→ Recorded information
************

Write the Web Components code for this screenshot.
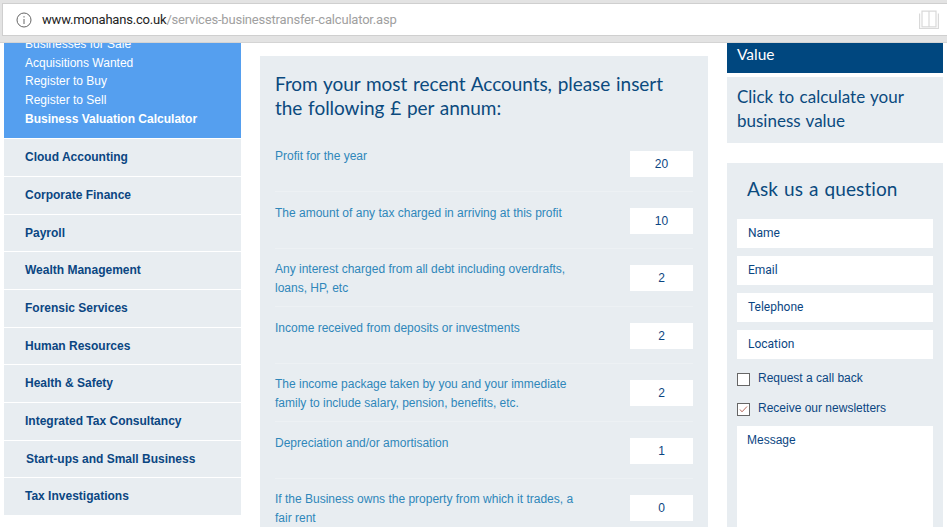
<!DOCTYPE html>
<html lang="en">
<head>
<meta charset="utf-8">
<title>Business valuation calculator</title>
<style>
html, body { margin: 0; height: 527px; overflow: hidden; background: #fff; }
body { font: 12px/19px "Liberation Sans", Arial, sans-serif; }
#page {
    display: grid;
    grid-template-columns: 237px 448px 216px;
    column-gap: 19px;
    padding-left: 4px;
    height: 484px;
    overflow: hidden;
}
</style>
</head>
<body>
<browser-bar host="www.monahans.co.uk" path="/services-businesstransfer-calculator.asp"></browser-bar>
<div id="page">
    <side-nav>
        <sub-link>Businesses for Sale</sub-link>
        <sub-link>Acquisitions Wanted</sub-link>
        <sub-link>Register to Buy</sub-link>
        <sub-link>Register to Sell</sub-link>
        <sub-link current>Business Valuation Calculator</sub-link>
        <nav-item slot="items">Cloud Accounting</nav-item>
        <nav-item slot="items">Corporate Finance</nav-item>
        <nav-item slot="items">Payroll</nav-item>
        <nav-item slot="items">Wealth Management</nav-item>
        <nav-item slot="items">Forensic Services</nav-item>
        <nav-item slot="items">Human Resources</nav-item>
        <nav-item slot="items">Health &amp; Safety</nav-item>
        <nav-item slot="items">Integrated Tax Consultancy</nav-item>
        <nav-item slot="items" nudge>Start-ups and Small Business</nav-item>
        <nav-item slot="items">Tax Investigations</nav-item>
    </side-nav>
    <calc-panel>
        <span slot="title">From your most recent Accounts, please insert the following £ per annum:</span>
        <calc-row value="20">Profit for the year</calc-row>
        <calc-row value="10">The amount of any tax charged in arriving at this profit</calc-row>
        <calc-row value="2" two>Any interest charged from all debt including overdrafts, loans, HP, etc</calc-row>
        <calc-row value="2">Income received from deposits or investments</calc-row>
        <calc-row value="2" two>The income package taken by you and your immediate family to include salary, pension, benefits, etc.</calc-row>
        <calc-row value="1">Depreciation and/or amortisation</calc-row>
        <calc-row value="0" two>If the Business owns the property from which it trades, a fair rent</calc-row>
    </calc-panel>
    <div>
        <value-promo heading="Value">Click to calculate your business value</value-promo>
        <ask-form>
            <form-field>Name</form-field>
            <form-field>Email</form-field>
            <form-field>Telephone</form-field>
            <form-field>Location</form-field>
            <check-row>Request a call back</check-row>
            <check-row checked>Receive our newsletters</check-row>
            <form-field message>Message</form-field>
        </ask-form>
    </div>
</div>

<script>
function define(name, css, html, setup) {
    customElements.define(name, class extends HTMLElement {
        constructor() {
            super();
            this.attachShadow({ mode: 'open' });
            this.shadowRoot.innerHTML = `<style>${css}</style>${html}`;
        }
        connectedCallback() {
            if (setup) setup(this, this.shadowRoot);
        }
    });
}

define('browser-bar', `
:host { display: block; height: 43px; box-sizing: border-box; background: #e3e3e3; padding-top: 3px; border-bottom: 1px solid #d4d4d4; }
.box { height: 33px; box-sizing: border-box; margin-left: 2px; background: #fff; border: 1px solid #cfcfcf; border-right: 0;
       display: flex; align-items: center; padding: 0 8px 0 13px; }
.info { width: 16px; height: 16px; flex: none; }
.url { margin-left: 10px; padding-top: 1px; flex: 1; font: 13px/20px Roboto, sans-serif; letter-spacing: -.2px; color: #222; white-space: nowrap; }
.url b { font-weight: 400; }
.url span { color: #a0a0a0; }
.book { width: 20px; height: 19px; flex: none; }
`, `
<div class="box">
<svg class="info" viewBox="0 0 16 16" fill="none" stroke="#666" stroke-width="1">
    <circle cx="8" cy="8" r="7"/>
    <path d="M8 7v5M8 4.2v1.3"/>
</svg>
<div class="url"><b id="h"></b><span id="p"></span></div>
<svg class="book" viewBox="0 0 20 19" fill="none" stroke="#d9d9d9" stroke-width="1.2">
    <path d="M.6 3.5v15h18.8v-15"/>
    <path d="M3 1.2h6.6c.3 0 .4.3.4.6v15H3zM10 1.8c0-.3.1-.6.4-.6H17v15.6h-7"/>
</svg>
</div>
`, (el, root) => {
    root.querySelector('#h').textContent = el.getAttribute('host');
    root.querySelector('#p').textContent = el.getAttribute('path');
});

define('side-nav', `
:host { display: block; }
.sub { background: #559fef; height: 95px; overflow: hidden; }
.list { padding: 0 21px; margin-top: -8px; }
.items { display: flex; flex-direction: column; gap: 1px; margin-top: 1.4px; }
`, `
<div class="sub"><div class="list"><slot></slot></div></div>
<div class="items"><slot name="items"></slot></div>
`);

define('sub-link', `
:host { display: block; color: #fff; height: 18.7px; line-height: 19px; }
:host([current]) { font-weight: bold; }
`, `<slot></slot>`);

define('nav-item', `
:host { display: block; height: 36.67px; line-height: 37px; padding-left: 21px; background: #e8edf1; color: #0b4682; font-weight: bold; }
:host([nudge]) { padding-left: 22px; }
`, `<slot></slot>`);

define('calc-panel', `
:host { display: block; margin-top: 13px; background: #e8edf1; padding: 16px 15px 0; }
h2 { margin: 0 0 14.6px; font: 400 19px/24px Lato, sans-serif; letter-spacing: -.05px; word-spacing: 1px; color: #0b4a7e; width: 410px; }
`, `
<h2><slot name="title"></slot></h2>
<slot></slot>
`);

define('calc-row', `
:host { display: flex; justify-content: space-between; align-items: flex-start; height: 57.4px; box-sizing: border-box;
        border-bottom: 1px solid #edf1f4; color: #2f87ba; line-height: 18.7px; }
.label { width: 300px; padding-top: 12px; }
:host([two]) .label { padding-top: 11px; }
.val { width: 63px; height: 26px; margin-top: 16px; background: #fff; color: #0b4682; text-align: center; line-height: 26px; }
`, `
<div class="label"><slot></slot></div>
<div class="val"></div>
`, (el, root) => {
    root.querySelector('.val').textContent = el.getAttribute('value');
});

define('value-promo', `
:host { display: block; }
.head { height: 30px; background: #00477f; color: #fff; padding-left: 10px; font: 400 15.5px/22px Lato, sans-serif; box-sizing: border-box; }
.body { margin-top: 4px; height: 66px; box-sizing: border-box; padding: 8px 10px 0; background: #e8edf1; color: #0b4a7e;
        font: 400 17px/24px Lato, sans-serif; word-spacing: 1px; }
`, `
<div class="head"></div>
<div class="body"><slot></slot></div>
`, (el, root) => {
    root.querySelector('.head').textContent = el.getAttribute('heading');
});

define('ask-form', `
:host { display: block; margin-top: 20px; background: #e8edf1; padding: 12px 10px 0; height: 400px; box-sizing: border-box; }
h2 { margin: 0 0 16px 10px; font: 400 19px/28px Lato, sans-serif; letter-spacing: .1px; word-spacing: 1px; color: #0b4a7e; }
.fields { display: flex; flex-direction: column; }
`, `
<h2>Ask us a question</h2>
<div class="fields"><slot></slot></div>
`);

define('form-field', `
:host { display: block; height: 29px; margin-bottom: 8px; padding-left: 11px; background: #fff; color: #0b4682; line-height: 28px; font-family: Roboto, sans-serif; }
:host([message]) { height: 200px; margin: -1px 0 0; padding-left: 10px; line-height: 28px; font-family: "Liberation Sans", sans-serif; }
`, `<slot></slot>`);

define('check-row', `
:host { display: flex; align-items: center; height: 30px; margin: -4px 0 4px; color: #0b4682; }
.box { width: 11px; height: 11px; border: 1px solid #666; background: #fff; margin-right: 8px; flex: none; margin-top: 3px; }
svg { display: none; width: 11px; height: 11px; }
:host([checked]) svg { display: block; }
`, `
<div class="box"><svg viewBox="0 0 11 11" fill="none" stroke="#b4675a"><path d="M2 5.5l2 2.3 5-5.3"/></svg></div>
<slot></slot>
`);
</script>
</body>
</html>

************

→ What you should do
Repeat the material above verbatim, with no pictures in the output.

→ Correct result
Write the Web Components code for this screenshot.
<!DOCTYPE html>
<html lang="en">
<head>
<meta charset="utf-8">
<title>Business valuation calculator</title>
<style>
html, body { margin: 0; height: 527px; overflow: hidden; background: #fff; }
body { font: 12px/19px "Liberation Sans", Arial, sans-serif; }
#page {
    display: grid;
    grid-template-columns: 237px 448px 216px;
    column-gap: 19px;
    padding-left: 4px;
    height: 484px;
    overflow: hidden;
}
</style>
</head>
<body>
<browser-bar host="www.monahans.co.uk" path="/services-businesstransfer-calculator.asp"></browser-bar>
<div id="page">
    <side-nav>
        <sub-link>Businesses for Sale</sub-link>
        <sub-link>Acquisitions Wanted</sub-link>
        <sub-link>Register to Buy</sub-link>
        <sub-link>Register to Sell</sub-link>
        <sub-link current>Business Valuation Calculator</sub-link>
        <nav-item slot="items">Cloud Accounting</nav-item>
        <nav-item slot="items">Corporate Finance</nav-item>
        <nav-item slot="items">Payroll</nav-item>
        <nav-item slot="items">Wealth Management</nav-item>
        <nav-item slot="items">Forensic Services</nav-item>
        <nav-item slot="items">Human Resources</nav-item>
        <nav-item slot="items">Health &amp; Safety</nav-item>
        <nav-item slot="items">Integrated Tax Consultancy</nav-item>
        <nav-item slot="items" nudge>Start-ups and Small Business</nav-item>
        <nav-item slot="items">Tax Investigations</nav-item>
    </side-nav>
    <calc-panel>
        <span slot="title">From your most recent Accounts, please insert the following £ per annum:</span>
        <calc-row value="20">Profit for the year</calc-row>
        <calc-row value="10">The amount of any tax charged in arriving at this profit</calc-row>
        <calc-row value="2" two>Any interest charged from all debt including overdrafts, loans, HP, etc</calc-row>
        <calc-row value="2">Income received from deposits or investments</calc-row>
        <calc-row value="2" two>The income package taken by you and your immediate family to include salary, pension, benefits, etc.</calc-row>
        <calc-row value="1">Depreciation and/or amortisation</calc-row>
        <calc-row value="0" two>If the Business owns the property from which it trades, a fair rent</calc-row>
    </calc-panel>
    <div>
        <value-promo heading="Value">Click to calculate your business value</value-promo>
        <ask-form>
            <form-field>Name</form-field>
            <form-field>Email</form-field>
            <form-field>Telephone</form-field>
            <form-field>Location</form-field>
            <check-row>Request a call back</check-row>
            <check-row checked>Receive our newsletters</check-row>
            <form-field message>Message</form-field>
        </ask-form>
    </div>
</div>

<script>
function define(name, css, html, setup) {
    customElements.define(name, class extends HTMLElement {
        constructor() {
            super();
            this.attachShadow({ mode: 'open' });
            this.shadowRoot.innerHTML = `<style>${css}</style>${html}`;
        }
        connectedCallback() {
            if (setup) setup(this, this.shadowRoot);
        }
    });
}

define('browser-bar', `
:host { display: block; height: 43px; box-sizing: border-box; background: #e3e3e3; padding-top: 3px; border-bottom: 1px solid #d4d4d4; }
.box { height: 33px; box-sizing: border-box; margin-left: 2px; background: #fff; border: 1px solid #cfcfcf; border-right: 0;
       display: flex; align-items: center; padding: 0 8px 0 13px; }
.info { width: 16px; height: 16px; flex: none; }
.url { margin-left: 10px; padding-top: 1px; flex: 1; font: 13px/20px Roboto, sans-serif; letter-spacing: -.2px; color: #222; white-space: nowrap; }
.url b { font-weight: 400; }
.url span { color: #a0a0a0; }
.book { width: 20px; height: 19px; flex: none; }
`, `
<div class="box">
<svg class="info" viewBox="0 0 16 16" fill="none" stroke="#666" stroke-width="1">
    <circle cx="8" cy="8" r="7"/>
    <path d="M8 7v5M8 4.2v1.3"/>
</svg>
<div class="url"><b id="h"></b><span id="p"></span></div>
<svg class="book" viewBox="0 0 20 19" fill="none" stroke="#d9d9d9" stroke-width="1.2">
    <path d="M.6 3.5v15h18.8v-15"/>
    <path d="M3 1.2h6.6c.3 0 .4.3.4.6v15H3zM10 1.8c0-.3.1-.6.4-.6H17v15.6h-7"/>
</svg>
</div>
`, (el, root) => {
    root.querySelector('#h').textContent = el.getAttribute('host');
    root.querySelector('#p').textContent = el.getAttribute('path');
});

define('side-nav', `
:host { display: block; }
.sub { background: #559fef; height: 95px; overflow: hidden; }
.list { padding: 0 21px; margin-top: -8px; }
.items { display: flex; flex-direction: column; gap: 1px; margin-top: 1.4px; }
`, `
<div class="sub"><div class="list"><slot></slot></div></div>
<div class="items"><slot name="items"></slot></div>
`);

define('sub-link', `
:host { display: block; color: #fff; height: 18.7px; line-height: 19px; }
:host([current]) { font-weight: bold; }
`, `<slot></slot>`);

define('nav-item', `
:host { display: block; height: 36.67px; line-height: 37px; padding-left: 21px; background: #e8edf1; color: #0b4682; font-weight: bold; }
:host([nudge]) { padding-left: 22px; }
`, `<slot></slot>`);

define('calc-panel', `
:host { display: block; margin-top: 13px; background: #e8edf1; padding: 16px 15px 0; }
h2 { margin: 0 0 14.6px; font: 400 19px/24px Lato, sans-serif; letter-spacing: -.05px; word-spacing: 1px; color: #0b4a7e; width: 410px; }
`, `
<h2><slot name="title"></slot></h2>
<slot></slot>
`);

define('calc-row', `
:host { display: flex; justify-content: space-between; align-items: flex-start; height: 57.4px; box-sizing: border-box;
        border-bottom: 1px solid #edf1f4; color: #2f87ba; line-height: 18.7px; }
.label { width: 300px; padding-top: 12px; }
:host([two]) .label { padding-top: 11px; }
.val { width: 63px; height: 26px; margin-top: 16px; background: #fff; color: #0b4682; text-align: center; line-height: 26px; }
`, `
<div class="label"><slot></slot></div>
<div class="val"></div>
`, (el, root) => {
    root.querySelector('.val').textContent = el.getAttribute('value');
});

define('value-promo', `
:host { display: block; }
.head { height: 30px; background: #00477f; color: #fff; padding-left: 10px; font: 400 15.5px/22px Lato, sans-serif; box-sizing: border-box; }
.body { margin-top: 4px; height: 66px; box-sizing: border-box; padding: 8px 10px 0; background: #e8edf1; color: #0b4a7e;
        font: 400 17px/24px Lato, sans-serif; word-spacing: 1px; }
`, `
<div class="head"></div>
<div class="body"><slot></slot></div>
`, (el, root) => {
    root.querySelector('.head').textContent = el.getAttribute('heading');
});

define('ask-form', `
:host { display: block; margin-top: 20px; background: #e8edf1; padding: 12px 10px 0; height: 400px; box-sizing: border-box; }
h2 { margin: 0 0 16px 10px; font: 400 19px/28px Lato, sans-serif; letter-spacing: .1px; word-spacing: 1px; color: #0b4a7e; }
.fields { display: flex; flex-direction: column; }
`, `
<h2>Ask us a question</h2>
<div class="fields"><slot></slot></div>
`);

define('form-field', `
:host { display: block; height: 29px; margin-bottom: 8px; padding-left: 11px; background: #fff; color: #0b4682; line-height: 28px; font-family: Roboto, sans-serif; }
:host([message]) { height: 200px; margin: -1px 0 0; padding-left: 10px; line-height: 28px; font-family: "Liberation Sans", sans-serif; }
`, `<slot></slot>`);

define('check-row', `
:host { display: flex; align-items: center; height: 30px; margin: -4px 0 4px; color: #0b4682; }
.box { width: 11px; height: 11px; border: 1px solid #666; background: #fff; margin-right: 8px; flex: none; margin-top: 3px; }
svg { display: none; width: 11px; height: 11px; }
:host([checked]) svg { display: block; }
`, `
<div class="box"><svg viewBox="0 0 11 11" fill="none" stroke="#b4675a"><path d="M2 5.5l2 2.3 5-5.3"/></svg></div>
<slot></slot>
`);
</script>
</body>
</html>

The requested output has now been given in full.